Découverte de deux Jupiters chaudes autour d'un système binaire

Des astronomes européens ont découvert deux nouvelles exoplanètes de la taille de Jupiter, chacune en orbite très serrée autour d'une des deux étoiles d'un système binaire.


Paire d'étoiles, avec chacune une planète géante en orbite courte, avec une des deux planètes qui passe devant l'étoile et l'autre pas. Illustration: © Cheongho Han, Chungbuk National University, Republic of Korea

La majorité des exoplanètes connues à ce jour sont en orbite autour d'étoiles isolées, comme notre Soleil. Pourtant, 40 à 50% des étoiles de notre Galaxie font partie de systèmes multiples, la plupart binaires, formés à partir du même nuage de gaz. Maintenant, pour la première fois, deux étoiles d'un même système binaire sont connues pour abriter chacune une exoplanète de type "Jupiter chaude".


La découverte de ces deux planètes, en orbite autour des étoiles nommées WASP-94A et WASP-94B, a été faite par une équipe d'astronomes anglais, suisses et belges.
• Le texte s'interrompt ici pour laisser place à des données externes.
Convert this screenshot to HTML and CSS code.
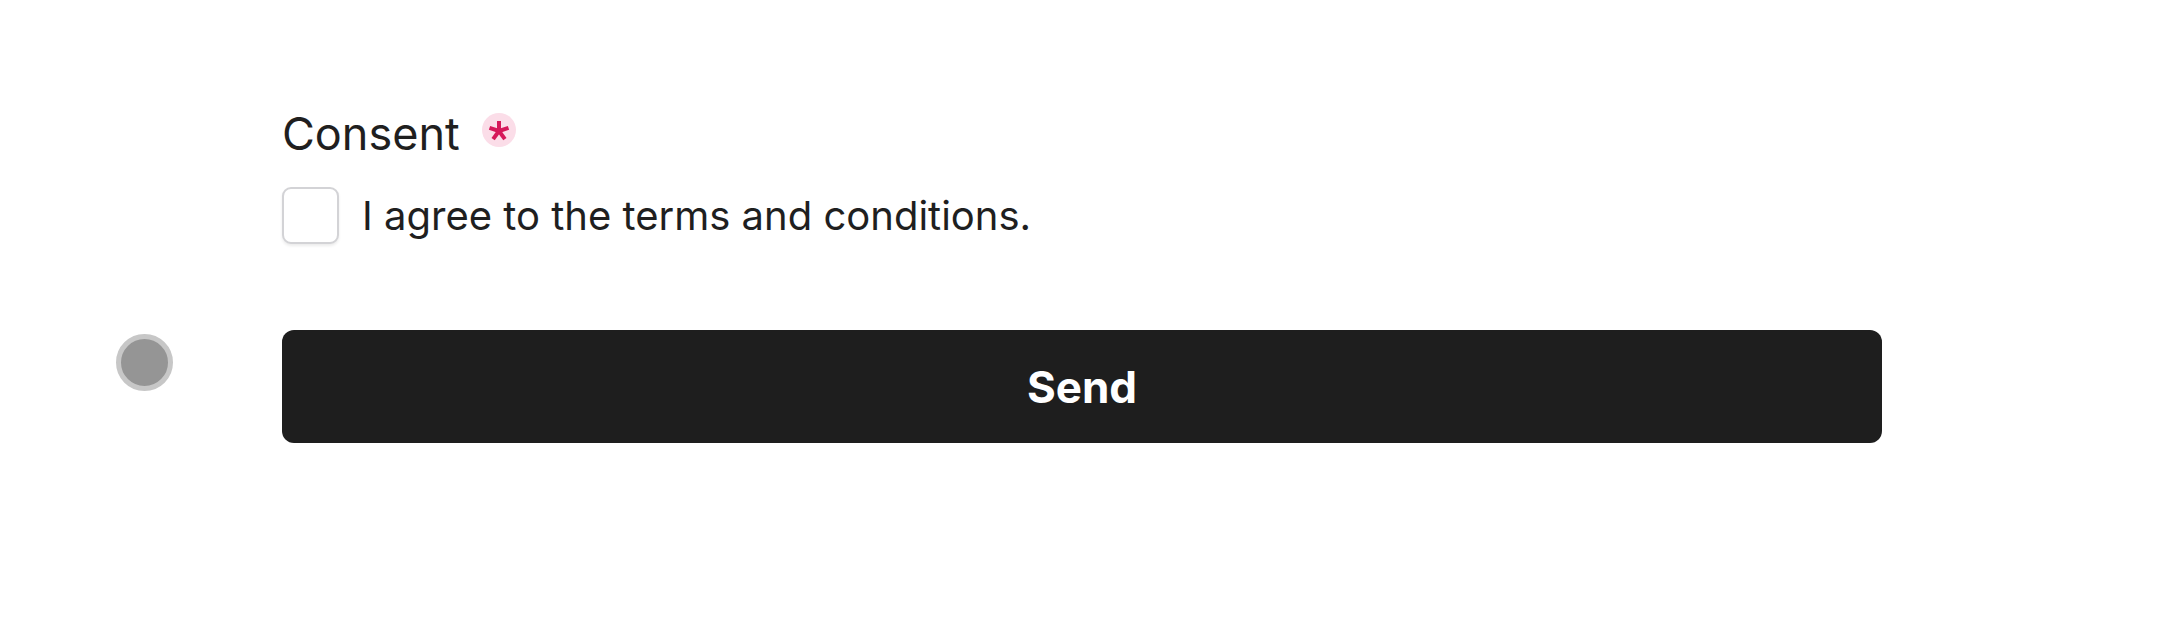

Le projet britannique WASP-South a découvert de minuscules signaux dans la lumière de WASP-94A suggérant qu'une planète de la taille de Jupiter passait périodiquement devant l'étoile (transit planétaire); les astronomes suisses ont confirmé l'existence de cette planète, puis ont découvert sa jumelle autour de l'autre étoile WASP-94B; les astronomes belges de l'Université de Liège ont alors utilisé leur télescope robotique TRAPPIST, situé au Chili, pour mesurer avec précision la taille de la première planète, et pour montrer que la deuxième planète ne passait pas devant son étoile.
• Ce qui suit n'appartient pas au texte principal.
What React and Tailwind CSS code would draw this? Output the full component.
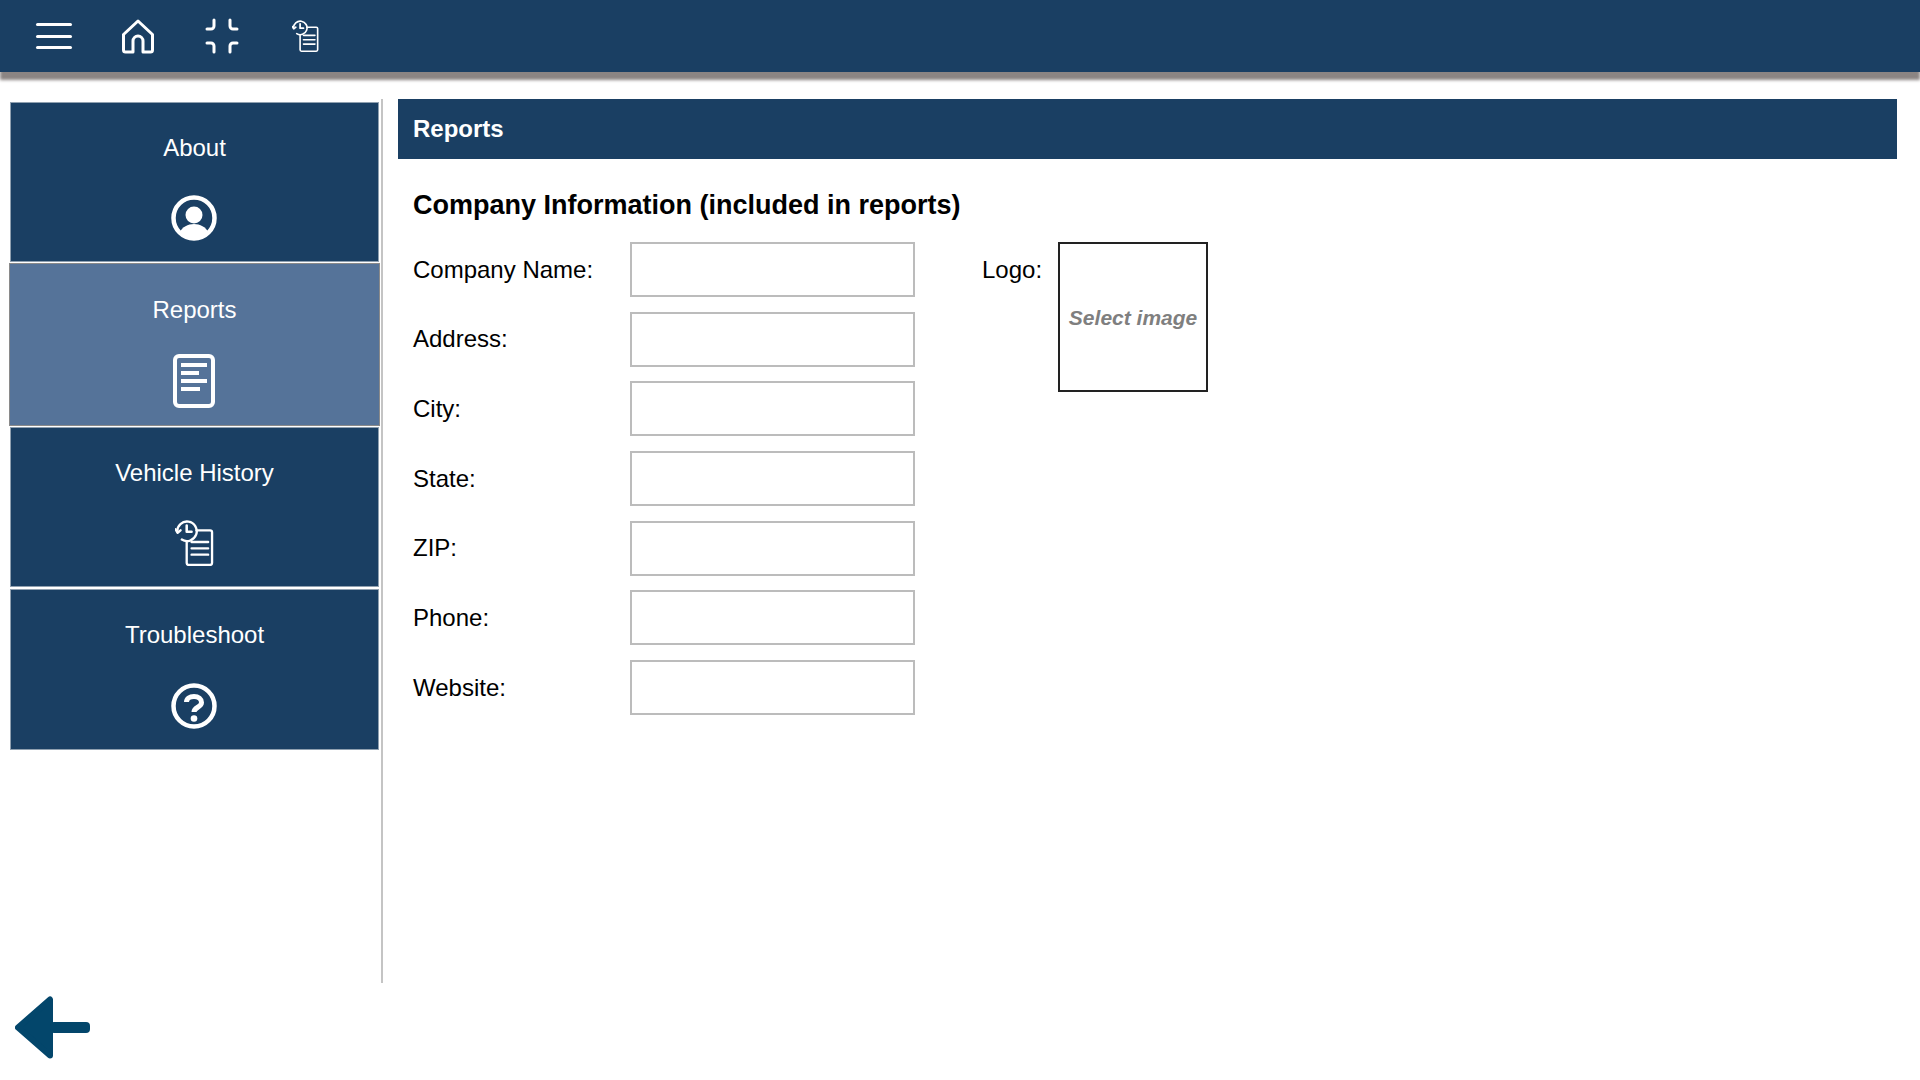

Les planètes de type "Jupiter chaudes" sont beaucoup plus proches de leur étoile que notre propre Jupiter, avec une "année" qui ne dure que quelques jours. L'existence de planètes aussi massives si près de leur étoile est une énigme de longue date, car elles ne pourraient pas s'y former eon des températures extrêmes qui y règnent. Elles doivent donc se former beaucoup plus loin, où il fait assez froid dans le disque proto-planétaire entourant la jeune étoile pour que des glaces puissent subsister et former par agglomération le noyau d'une nouvelle planète. Quelque chose doit alors déplacer la planète dans une orbite proche, et un mécanisme probable est une interaction avec une autre planète ou une étoile.

La découverte de Jupiters chaudes en orbite autour de chacune des deux étoiles d'un système binaire pourrait nous permettre de mieux comprendre ce processus mystérieux.

"Les Jupiters chaudes sont très rares, de sorte qu'il serait peu probable de découvrir deux d'entre elles dans le même système stellaire par pur hasard. Peut-être que le système WASP-94 présente les conditions optimales pour la production de telles planètes? Si c'est le cas, WASP-94 pourrait être un système important pour mieux comprendre comment ces Jupiters chaudes finissent sur des orbites si petites" explique Michaël Gillon, en charge du programme exoplanètes de TRAPPIST au sein de l'Université de Liège.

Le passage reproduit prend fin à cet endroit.